INFORMATION SHOWN —
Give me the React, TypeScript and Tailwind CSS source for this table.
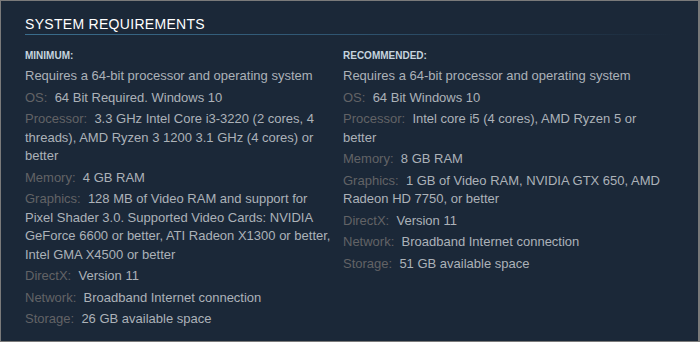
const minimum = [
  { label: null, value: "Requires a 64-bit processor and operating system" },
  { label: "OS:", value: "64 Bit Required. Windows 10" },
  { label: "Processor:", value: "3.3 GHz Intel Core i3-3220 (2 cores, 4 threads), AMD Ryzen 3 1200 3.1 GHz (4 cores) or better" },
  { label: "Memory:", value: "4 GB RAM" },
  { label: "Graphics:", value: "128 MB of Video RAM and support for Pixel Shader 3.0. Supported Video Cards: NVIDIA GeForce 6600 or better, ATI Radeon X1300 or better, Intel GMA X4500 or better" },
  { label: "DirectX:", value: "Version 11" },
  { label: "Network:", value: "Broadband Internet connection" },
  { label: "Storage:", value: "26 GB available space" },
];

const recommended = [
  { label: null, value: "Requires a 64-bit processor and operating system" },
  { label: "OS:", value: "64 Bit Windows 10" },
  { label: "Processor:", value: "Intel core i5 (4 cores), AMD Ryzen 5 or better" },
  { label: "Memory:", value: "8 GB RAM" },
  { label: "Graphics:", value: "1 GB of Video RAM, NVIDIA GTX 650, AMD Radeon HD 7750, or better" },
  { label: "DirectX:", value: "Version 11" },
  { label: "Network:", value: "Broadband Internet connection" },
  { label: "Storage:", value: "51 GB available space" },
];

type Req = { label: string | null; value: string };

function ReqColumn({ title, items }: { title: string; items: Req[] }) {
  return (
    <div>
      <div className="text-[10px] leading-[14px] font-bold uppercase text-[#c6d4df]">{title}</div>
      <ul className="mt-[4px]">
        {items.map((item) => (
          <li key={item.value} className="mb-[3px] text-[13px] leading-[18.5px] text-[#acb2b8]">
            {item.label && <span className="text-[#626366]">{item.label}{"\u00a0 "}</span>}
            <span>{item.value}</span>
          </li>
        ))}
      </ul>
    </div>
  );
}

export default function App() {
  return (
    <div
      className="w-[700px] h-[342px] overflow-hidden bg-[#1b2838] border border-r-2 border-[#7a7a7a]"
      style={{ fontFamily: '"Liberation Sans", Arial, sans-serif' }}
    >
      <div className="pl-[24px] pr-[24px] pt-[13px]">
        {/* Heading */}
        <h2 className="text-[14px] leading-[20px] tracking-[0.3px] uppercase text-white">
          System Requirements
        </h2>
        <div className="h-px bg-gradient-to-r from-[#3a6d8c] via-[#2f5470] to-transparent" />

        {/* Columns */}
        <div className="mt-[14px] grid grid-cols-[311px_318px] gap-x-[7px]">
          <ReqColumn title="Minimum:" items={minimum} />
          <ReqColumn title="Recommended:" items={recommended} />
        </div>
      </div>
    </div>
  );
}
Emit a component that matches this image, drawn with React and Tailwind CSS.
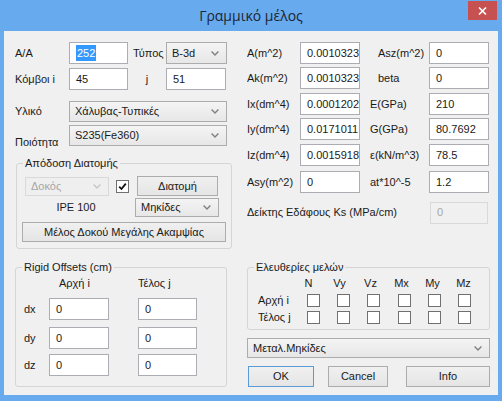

EXERCISE —
Send back the data above word for word, with the pictures left out.

ANSWER —
Give me the React, TypeScript and Tailwind CSS source for this table.
const minimum = [
  { label: null, value: "Requires a 64-bit processor and operating system" },
  { label: "OS:", value: "64 Bit Required. Windows 10" },
  { label: "Processor:", value: "3.3 GHz Intel Core i3-3220 (2 cores, 4 threads), AMD Ryzen 3 1200 3.1 GHz (4 cores) or better" },
  { label: "Memory:", value: "4 GB RAM" },
  { label: "Graphics:", value: "128 MB of Video RAM and support for Pixel Shader 3.0. Supported Video Cards: NVIDIA GeForce 6600 or better, ATI Radeon X1300 or better, Intel GMA X4500 or better" },
  { label: "DirectX:", value: "Version 11" },
  { label: "Network:", value: "Broadband Internet connection" },
  { label: "Storage:", value: "26 GB available space" },
];

const recommended = [
  { label: null, value: "Requires a 64-bit processor and operating system" },
  { label: "OS:", value: "64 Bit Windows 10" },
  { label: "Processor:", value: "Intel core i5 (4 cores), AMD Ryzen 5 or better" },
  { label: "Memory:", value: "8 GB RAM" },
  { label: "Graphics:", value: "1 GB of Video RAM, NVIDIA GTX 650, AMD Radeon HD 7750, or better" },
  { label: "DirectX:", value: "Version 11" },
  { label: "Network:", value: "Broadband Internet connection" },
  { label: "Storage:", value: "51 GB available space" },
];

type Req = { label: string | null; value: string };

function ReqColumn({ title, items }: { title: string; items: Req[] }) {
  return (
    <div>
      <div className="text-[10px] leading-[14px] font-bold uppercase text-[#c6d4df]">{title}</div>
      <ul className="mt-[4px]">
        {items.map((item) => (
          <li key={item.value} className="mb-[3px] text-[13px] leading-[18.5px] text-[#acb2b8]">
            {item.label && <span className="text-[#626366]">{item.label}{"\u00a0 "}</span>}
            <span>{item.value}</span>
          </li>
        ))}
      </ul>
    </div>
  );
}

export default function App() {
  return (
    <div
      className="w-[700px] h-[342px] overflow-hidden bg-[#1b2838] border border-r-2 border-[#7a7a7a]"
      style={{ fontFamily: '"Liberation Sans", Arial, sans-serif' }}
    >
      <div className="pl-[24px] pr-[24px] pt-[13px]">
        {/* Heading */}
        <h2 className="text-[14px] leading-[20px] tracking-[0.3px] uppercase text-white">
          System Requirements
        </h2>
        <div className="h-px bg-gradient-to-r from-[#3a6d8c] via-[#2f5470] to-transparent" />

        {/* Columns */}
        <div className="mt-[14px] grid grid-cols-[311px_318px] gap-x-[7px]">
          <ReqColumn title="Minimum:" items={minimum} />
          <ReqColumn title="Recommended:" items={recommended} />
        </div>
      </div>
    </div>
  );
}
Emit a component that matches this image, drawn with React and Tailwind CSS.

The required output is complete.